* Begin Material *

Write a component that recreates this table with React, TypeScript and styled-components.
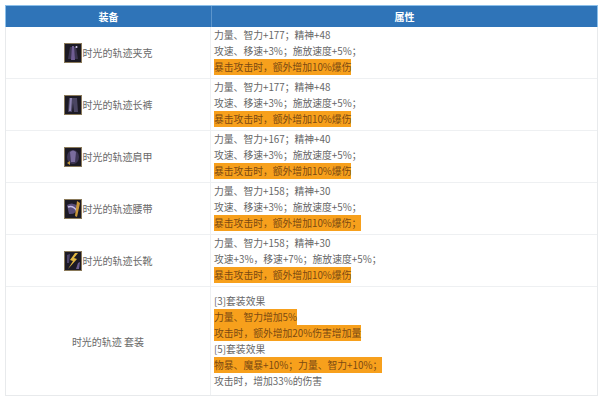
import React from 'react';
import styled, { createGlobalStyle } from 'styled-components';

const GlobalStyle = createGlobalStyle`
  html, body {
    margin: 0;
    background: #ffffff;
  }
  body {
    padding: 5px 7px 0 5px;
    font-family: "Noto Sans CJK SC", "Noto Sans", sans-serif;
  }
`;

const Table = styled.div`
  width: 593px;
  border: 1px solid #e8eaec;
  border-top: none;
  box-sizing: border-box;
  display: flex;
  flex-direction: column;
`;

const Row = styled.div`
  display: grid;
  grid-template-columns: 205px 1fr;
  border-bottom: 1px solid #eef0f2;

  &:last-child {
    border-bottom: none;
  }
`;

const HeaderRow = styled(Row)`
  background: #2f74b8;
  height: 22px;
  border: 1px solid #8cc0ea;
  margin: 0 -1px;
  box-sizing: border-box;
  border-bottom: none;
`;

const HeadCell = styled.div`
  display: flex;
  align-items: center;
  justify-content: center;
  color: #ffffff;
  font-size: 10px;
  font-weight: 700;
  & + & {
    border-left: 1px solid #5c95cc;
  }
`;

const NameCell = styled.div`
  display: flex;
  align-items: center;
  justify-content: center;
  border-right: 1px solid #eef0f2;
  font-size: 10px;
  color: #6a6a6a;
`;

const AttrCell = styled.div<{ $tall?: boolean }>`
  display: flex;
  flex-direction: column;
  align-items: flex-start;
  padding: ${(p) => (p.$tall ? '6px 4px 6px 3px' : '0 4px 3px 3px')};
  font-size: 9.8px;
  line-height: 16px;
  color: #666666;
  white-space: nowrap;
`;

const Line = styled.div``;

const Mark = styled.span`
  background: #f7a01c;
  color: #7b4a12;
  padding: 1px 0;
`;

const IconBox = styled.svg`
  width: 18px;
  height: 20px;
  flex: none;
  margin-right: 1px;
`;

type Kind = 'jacket' | 'pants' | 'shoulder' | 'belt' | 'boots';

const ItemIcon: React.FC<{ kind: Kind }> = ({ kind }) => (
  <IconBox viewBox="0 0 18 20">
    <rect x="0.5" y="0.5" width="17" height="19" fill="#1c1a24" stroke="#8a7a5a" strokeWidth="1" />
    {kind === 'jacket' && (
      <>
        <path d="M6 4 L12 4 L14 16 L4 16 Z" fill="#3b3450" />
        <path d="M8 3 L10 3 L11 17 L7 17 Z" fill="#6f5d93" />
        <circle cx="12.5" cy="4" r="1" fill="#d8d0f0" />
      </>
    )}
    {kind === 'pants' && (
      <>
        <path d="M5 3 L13 3 L14 17 L10 17 L9 8 L8 17 L4 17 Z" fill="#4a4562" />
        <path d="M6 3 L8 3 L7 16 L5 16 Z" fill="#8e84b2" />
      </>
    )}
    {kind === 'shoulder' && (
      <>
        <ellipse cx="9" cy="10" rx="6" ry="7" fill="#3e3656" />
        <path d="M6 5 Q9 2 12 5 L11 15 L7 15 Z" fill="#7a6c9e" />
        <path d="M3 16 L6 14 L6 18 Z" fill="#c69a3c" />
      </>
    )}
    {kind === 'belt' && (
      <>
        <path d="M3 6 Q9 2 15 8 Q12 16 5 15 Z" fill="#5a4e7a" />
        <path d="M4 8 Q9 6 13 12" stroke="#c8c0e8" strokeWidth="1.5" fill="none" />
        <path d="M13 2 L16 4 L13 18 L11 17 Z" fill="#c9973a" />
      </>
    )}
    {kind === 'boots' && (
      <>
        <path d="M11 2 L6 9 L9 10 L4 18 L13 8 L10 7 L14 2 Z" fill="#e0b640" />
        <path d="M3 4 L6 3 L5 12 L3 12 Z" fill="#4c4468" />
        <path d="M14 12 L16 11 L15 18 L12 18 Z" fill="#6a5e90" />
      </>
    )}
  </IconBox>
);

type Item = {
  name: string;
  kind: Kind;
  lines: string[];
  mark: string;
};

const items: Item[] = [
  {
    name: '时光的轨迹夹克',
    kind: 'jacket',
    lines: ['力量、智力+177；精神+48', '攻速、移速+3%；施放速度+5%；'],
    mark: '暴击攻击时，额外增加10%爆伤',
  },
  {
    name: '时光的轨迹长裤',
    kind: 'pants',
    lines: ['力量、智力+177；精神+48', '攻速、移速+3%；施放速度+5%；'],
    mark: '暴击攻击时，额外增加10%爆伤',
  },
  {
    name: '时光的轨迹肩甲',
    kind: 'shoulder',
    lines: ['力量、智力+167；精神+40', '攻速、移速+3%；施放速度+5%；'],
    mark: '暴击攻击时，额外增加10%爆伤',
  },
  {
    name: '时光的轨迹腰带',
    kind: 'belt',
    lines: ['力量、智力+158；精神+30', '攻速、移速+3%；施放速度+5%；'],
    mark: '暴击攻击时，额外增加10%爆伤；',
  },
  {
    name: '时光的轨迹长靴',
    kind: 'boots',
    lines: ['力量、智力+158；精神+30', '攻速+3%，移速+7%；施放速度+5%；'],
    mark: '暴击攻击时，额外增加10%爆伤',
  },
];

const setLines: { text: string; mark?: boolean }[] = [
  { text: '[3]套装效果' },
  { text: '力量、智力增加5%', mark: true },
  { text: '攻击时，额外增加20%伤害增加量', mark: true },
  { text: '[5]套装效果' },
  { text: '物暴、魔暴+10%；力量、智力+10%；', mark: true },
  { text: '攻击时，增加33%的伤害' },
];

export default function App() {
  return (
    <>
      <GlobalStyle />
      <Table>
        <HeaderRow>
          <HeadCell>装备</HeadCell>
          <HeadCell>属性</HeadCell>
        </HeaderRow>
        {items.map((it) => (
          <Row key={it.name}>
            <NameCell>
              <ItemIcon kind={it.kind} />
              {it.name}
            </NameCell>
            <AttrCell>
              {it.lines.map((l) => (
                <Line key={l}>{l}</Line>
              ))}
              <Line>
                <Mark>{it.mark}</Mark>
              </Line>
            </AttrCell>
          </Row>
        ))}
        <Row>
          <NameCell>时光的轨迹 套装</NameCell>
          <AttrCell $tall>
            {setLines.map((l) => (
              <Line key={l.text}>{l.mark ? <Mark>{l.text}</Mark> : l.text}</Line>
            ))}
          </AttrCell>
        </Row>
      </Table>
    </>
  );
}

* End Material *

§ **Directions**
Find all the lines containing "React" in the material, then copy them.

§ **Worked answer**
Write a component that recreates this table with React, TypeScript and styled-components.
import React from 'react';
const ItemIcon: React.FC<{ kind: Kind }> = ({ kind }) => (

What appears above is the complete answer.